Europe's low fare airline
Europe's low cost airline Ryanair came up in class last week. I don't know much about the company, but for those that are interested, the Wall Street Journal did an interview with the CEO.
DUBLIN--There's a bit of P.T. Barnum in Michael O'Leary, the chief executive of Irish low-fare air carrier Ryanair. He's pulled such stunts as driving a tank to a competitor's headquarters to declare a price war and dressing up as the pope to promote new routes to Rome. Most recently, when Britain's Advertising Standards Authority said Ryanair was incorrectly claiming that its flights were faster and cheaper than the Eurostar train for traveling between London and Brussels, he sent the frowning officials a copy of "Mathematics for Dummies."

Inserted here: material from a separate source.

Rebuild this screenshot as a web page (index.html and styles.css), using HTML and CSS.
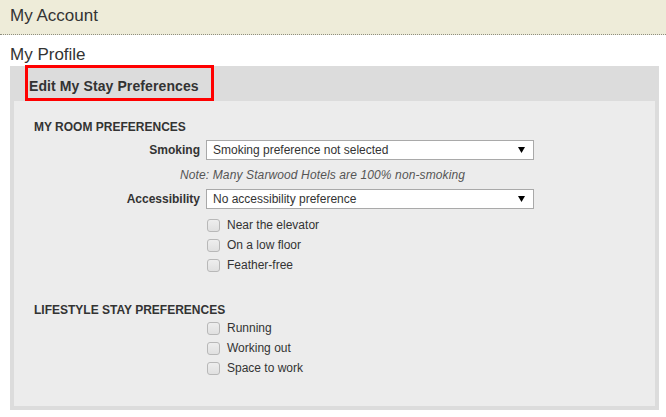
FILE: index.html
```html
<!DOCTYPE html>
<html lang="en">
<head>
<meta charset="utf-8">
<title>My Account</title>
<link rel="stylesheet" href="styles.css">
</head>
<body>
<header class="top-bar">
  <h1 class="top-title">My Account</h1>
</header>
<h2 class="page-title">My Profile</h2>
<section class="panel">
  <div class="panel-tab">
    <h3 class="tab-title">Edit My Stay Preferences</h3>
    <span class="highlight"></span>
  </div>
  <div class="panel-body">
    <h4 class="section-title">MY ROOM PREFERENCES</h4>
    <div class="field-row">
      <label class="field-label">Smoking</label>
      <div class="select">
        <span class="select-text">Smoking preference not selected</span>
        <svg class="select-arrow" width="7" height="6" viewBox="0 0 7 6"><polygon points="0,0 7,0 3.5,6" fill="#000"/></svg>
      </div>
    </div>
    <p class="note">Note: Many Starwood Hotels are 100% non-smoking</p>
    <div class="field-row field-row-second">
      <label class="field-label">Accessibility</label>
      <div class="select">
        <span class="select-text">No accessibility preference</span>
        <svg class="select-arrow" width="7" height="6" viewBox="0 0 7 6"><polygon points="0,0 7,0 3.5,6" fill="#000"/></svg>
      </div>
    </div>
    <ul class="check-list">
      <li class="check-item"><span class="checkbox"></span><span>Near the elevator</span></li>
      <li class="check-item"><span class="checkbox"></span><span>On a low floor</span></li>
      <li class="check-item"><span class="checkbox"></span><span>Feather-free</span></li>
    </ul>
    <h4 class="section-title section-title-lifestyle">LIFESTYLE STAY PREFERENCES</h4>
    <ul class="check-list check-list-lifestyle">
      <li class="check-item"><span class="checkbox"></span><span>Running</span></li>
      <li class="check-item"><span class="checkbox"></span><span>Working out</span></li>
      <li class="check-item"><span class="checkbox"></span><span>Space to work</span></li>
    </ul>
  </div>
</section>
</body>
</html>
```
FILE: styles.css
```css
* {
  box-sizing: border-box;
}

body {
  margin: 0;
  font-family: "Liberation Sans", Arial, sans-serif;
  color: #333;
  background: #fff;
}

.top-bar {
  height: 35px;
  background: #eeecd9;
  border-bottom: 1px dotted #8f8f80;
  padding: 6px 10px 0;
}

.top-title {
  margin: 0;
  font-size: 17px;
  font-weight: normal;
  line-height: 20px;
  color: #333;
}

.page-title {
  margin: 10px 10px 0;
  font-size: 17px;
  font-weight: normal;
  line-height: 20px;
  height: 21px;
  color: #333;
}

.panel {
  margin: 0 7px 0 10px;
  background: #dcdcdc;
  padding: 0 4px 4px;
}

.panel-tab {
  position: relative;
  height: 35px;
  padding: 12px 0 0 15px;
}

.tab-title {
  margin: 0;
  font-size: 14px;
  font-weight: bold;
  line-height: 16px;
  letter-spacing: 0.1px;
  color: #333;
}

.highlight {
  position: absolute;
  left: 11px;
  top: -1px;
  width: 189px;
  height: 36px;
  border: 3px solid #f00;
}

.panel-body {
  background: #ececec;
  height: 305px;
  padding: 19px 20px 0;
}

.section-title {
  margin: 0;
  font-size: 12px;
  font-weight: bold;
  line-height: 14px;
  color: #333;
}

.section-title-lifestyle {
  margin-top: 28px;
}

.field-row {
  display: flex;
  align-items: center;
  gap: 6px;
  margin-top: 6px;
}

.field-row-second {
  margin-top: 7px;
}

.field-label {
  width: 166px;
  text-align: right;
  font-size: 12px;
  font-weight: bold;
  color: #333;
}

.select {
  width: 328px;
  height: 20px;
  background: #fff;
  border: 1px solid #a9a9a9;
  display: flex;
  align-items: center;
  justify-content: space-between;
  padding: 0 8px 0 6px;
  font-size: 12px;
  color: #333;
}

.select-arrow {
  display: block;
}

.note {
  margin: 8px 0 0 146px;
  font-size: 12px;
  font-style: italic;
  line-height: 14px;
  letter-spacing: 0.12px;
  color: #555;
}

.check-list {
  list-style: none;
  margin: 6px 0 0;
  padding: 0 0 0 173px;
}

.check-list-lifestyle {
  margin-top: 1px;
}

.check-item {
  display: flex;
  align-items: center;
  gap: 7px;
  height: 20px;
  font-size: 12px;
  color: #333;
}

.checkbox {
  width: 13px;
  height: 13px;
  border: 1px solid #b8b8b8;
  border-radius: 3px;
  background: linear-gradient(#eeeeee, #e0e0e0);
  flex: none;
}
```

Along the way, he's built Ryanair into Europe's largest airline by passenger volume and, along with such rivals as easyJet, transformed travel on the Continent. From London or Dublin one can fly not just to Nice but to Nantes, not only to Rome but to Riga, and often for less than the price of a cab ride across town. A generation of Europeans has come of age expecting £1 flights to overlooked tourist gems hundreds of miles away--a phenomenon that arguably has done as much to aid European integration as the EU itself ...
Part of the Southwest business model is that they really compete with people driving, not other airlines. Ryanair appears to have the same philosophy.